Naomi's immediate response is bodily: she arises and walks. Catholic spirituality has always insisted on the unity of soul and body in spiritual life (CCC §362–365). Conversion is not only internal assent; it involves movement, direction, and the concrete step of turning toward the community of God's people. For a Catholic drifting from Mass, estranged from the sacraments, or living in a kind of interior Moab, the invitation of these verses is immediate: you have heard that God gives bread — in the Eucharist, in the Church, in the Word. Now rise. Begin walking toward Bethlehem.

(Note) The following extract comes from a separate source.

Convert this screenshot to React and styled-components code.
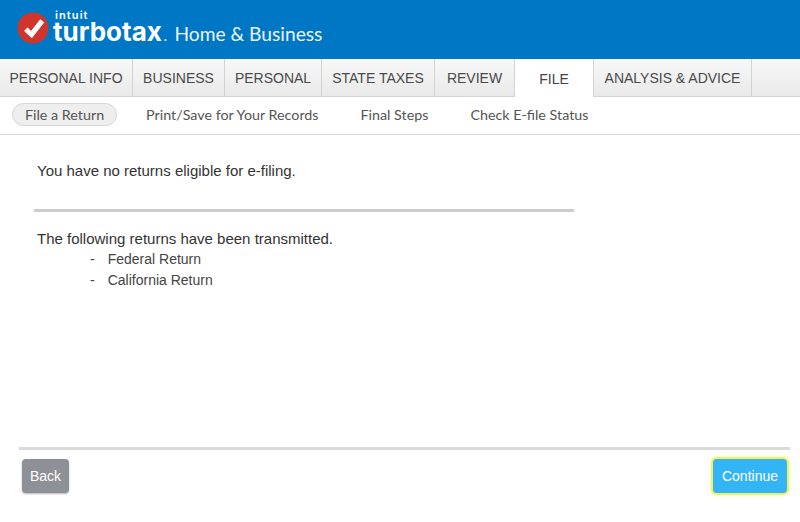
import React from "react";
import styled, { createGlobalStyle } from "styled-components";

const Global = createGlobalStyle`
  html, body {
    margin: 0;
    padding: 0;
    background: #fff;
    font-family: "Liberation Sans", Arial, sans-serif;
  }
`;

const Page = styled.div`
  width: 800px;
  height: 522px;
  display: flex;
  flex-direction: column;
  overflow: hidden;
`;

const Header = styled.header`
  height: 59px;
  background: #0077c5;
  display: flex;
  align-items: flex-start;
  padding-left: 17px;
  box-sizing: border-box;
`;

const Badge = styled.svg`
  width: 32px;
  height: 32px;
  margin-top: 12px;
  flex: none;
`;

const Wordmark = styled.div`
  margin-left: 4px;
  display: flex;
  flex-direction: column;
  color: #fff;
  font-family: Inter, sans-serif;
`;

const Intuit = styled.span`
  font-size: 11px;
  font-weight: 600;
  line-height: 9px;
  height: 9px;
  margin: 11px 0 0 2px;
  letter-spacing: 1.1px;
`;

const Brand = styled.span`
  font-size: 26px;
  font-weight: 700;
  line-height: 22px;
  margin-top: 1px;
`;

const Dot = styled.span`
  font-size: 16px;
  font-weight: 400;
  margin-left: 1px;
  color: #bfe3f7;
`;

const Product = styled.span`
  font-family: Lato, sans-serif;
  font-size: 19.2px;
  color: #eaf4fb;
  margin: 23px 0 0 7px;
  line-height: 22px;
`;

const Tabs = styled.nav`
  height: 38px;
  display: flex;
  background: linear-gradient(#f8f8f8, #e9e9e9);
  border-bottom: 1px solid #d4d4d4;
  box-sizing: border-box;
`;

const Tab = styled.div`
  width: ${(p) => p.$w}px;
  height: ${(p) => (p.$active ? "38px" : "37px")};
  box-sizing: border-box;
  display: flex;
  align-items: center;
  justify-content: center;
  font-size: 14px;
  color: ${(p) => (p.$active ? "#444" : "#4a4a4a")};
  border-right: 1px solid #d2d2d2;
  ${(p) => p.$active && "background: #fff; padding-top: 2px;"}
`;

const SubNav = styled.nav`
  height: 38px;
  display: flex;
  align-items: center;
  padding: 0 0 3px 12px;
  border-bottom: 1px solid #d9d9d9;
  box-sizing: border-box;
`;

const SubItem = styled.div`
  font-family: Lato, sans-serif;
  font-size: 14.3px;
  color: #555;
  height: 23px;
  line-height: 23px;
  box-sizing: border-box;
  margin-right: ${(p) => (p.$active ? "29px" : "42px")};
  ${(p) =>
    p.$active &&
    "padding: 0 12px; background: #eee; border: 1px solid #d6d6d6; border-radius: 12px; line-height: 21px;"}
`;

const Content = styled.main`
  flex: 1;
  padding: 27px 0 0 34px;
  color: #333;
  font-size: 15px;
`;

const Line = styled.p`
  margin: 0 0 0 3px;
  line-height: 18px;
`;

const Rule = styled.hr`
  width: 540px;
  height: 3px;
  margin: 29px 0 18px;
  border: none;
  background: #cccccc;
`;

const Returns = styled.ul`
  list-style: none;
  margin: 1px 0 0 56px;
  padding: 0;
  font-size: 14px;
  color: #444;
`;

const ReturnItem = styled.li`
  display: flex;
  height: 21px;
  line-height: 21px;
  gap: 13px;
`;

const Footer = styled.footer`
  margin: 0 10px 0 19px;
  border-top: 3px solid #d9d9d9;
  height: 75px;
  box-sizing: border-box;
  padding: 9px 3px 0 3px;
  display: flex;
  justify-content: space-between;
  align-items: flex-start;
`;

const Button = styled.button`
  height: 34px;
  border: none;
  border-radius: 4px;
  color: #fff;
  font-family: "Liberation Sans", sans-serif;
  font-size: 14px;
  padding: 0;
  width: ${(p) => (p.$primary ? "74px" : "47px")};
  background: ${(p) => (p.$primary ? "#33b5f5" : "#8d9096")};
  box-shadow: ${(p) =>
    p.$primary ? "0 0 0 2px #eef06a, 0 0 3px 3px #f8f9c0" : "0 1px 2px #b5b5b5"};
`;

const tabs = [
  ["PERSONAL INFO", 133],
  ["BUSINESS", 92],
  ["PERSONAL", 97],
  ["STATE TAXES", 113],
  ["REVIEW", 80],
  ["FILE", 79, true],
  ["ANALYSIS & ADVICE", 158],
];

export default function App() {
  return (
    <Page>
      <Global />
      <Header>
        <Badge viewBox="0 0 32 32">
          <circle cx="16" cy="16" r="15.5" fill="#d0352c" />
          <path
            d="M7.5 19L10.5 15.8L14 19.5L23.2 7.8L26.8 10.4L14.8 25.8Z"
            fill="#fff"
            stroke="#fff"
            strokeWidth="0.8"
            strokeLinejoin="round"
          />
        </Badge>
        <Wordmark>
          <Intuit>intuit</Intuit>
          <Brand>
            turbotax<Dot>.</Dot>
          </Brand>
        </Wordmark>
        <Product>Home &amp; Business</Product>
      </Header>
      <Tabs>
        {tabs.map(([label, w, active]) => (
          <Tab key={label} $w={w} $active={active}>
            {label}
          </Tab>
        ))}
      </Tabs>
      <SubNav>
        <SubItem $active>File a Return</SubItem>
        <SubItem>Print/Save for Your Records</SubItem>
        <SubItem>Final Steps</SubItem>
        <SubItem>Check E-file Status</SubItem>
      </SubNav>
      <Content>
        <Line>You have no returns eligible for e-filing.</Line>
        <Rule />
        <Line>The following returns have been transmitted.</Line>
        <Returns>
          <ReturnItem><span>-</span><span>Federal Return</span></ReturnItem>
          <ReturnItem><span>-</span><span>California Return</span></ReturnItem>
        </Returns>
      </Content>
      <Footer>
        <Button>Back</Button>
        <Button $primary>Continue</Button>
      </Footer>
    </Page>
  );
}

Typological and Spiritual Senses
In the typological reading favored by the Fathers, Naomi's return from Moab prefigures the Church's gathering of the Gentiles toward Jerusalem — toward the place where the true Bread would come down from heaven. St. Bonaventure and the medieval allegorists read the famine-and-return pattern as the soul's journey from the "far country" of sin to the Father's house, directly parallel to the parable of the Prodigal Son (Luke 15:17–20). The word that breaks through to Naomi in exile — news of bread — is a figure of the proclamation of the Gospel, which alone initiates the soul's homeward movement. Naomi's rising is, in this spiritual sense, the first movement of metanoia: conversion begins not with our own strength but with hearing that God has already acted.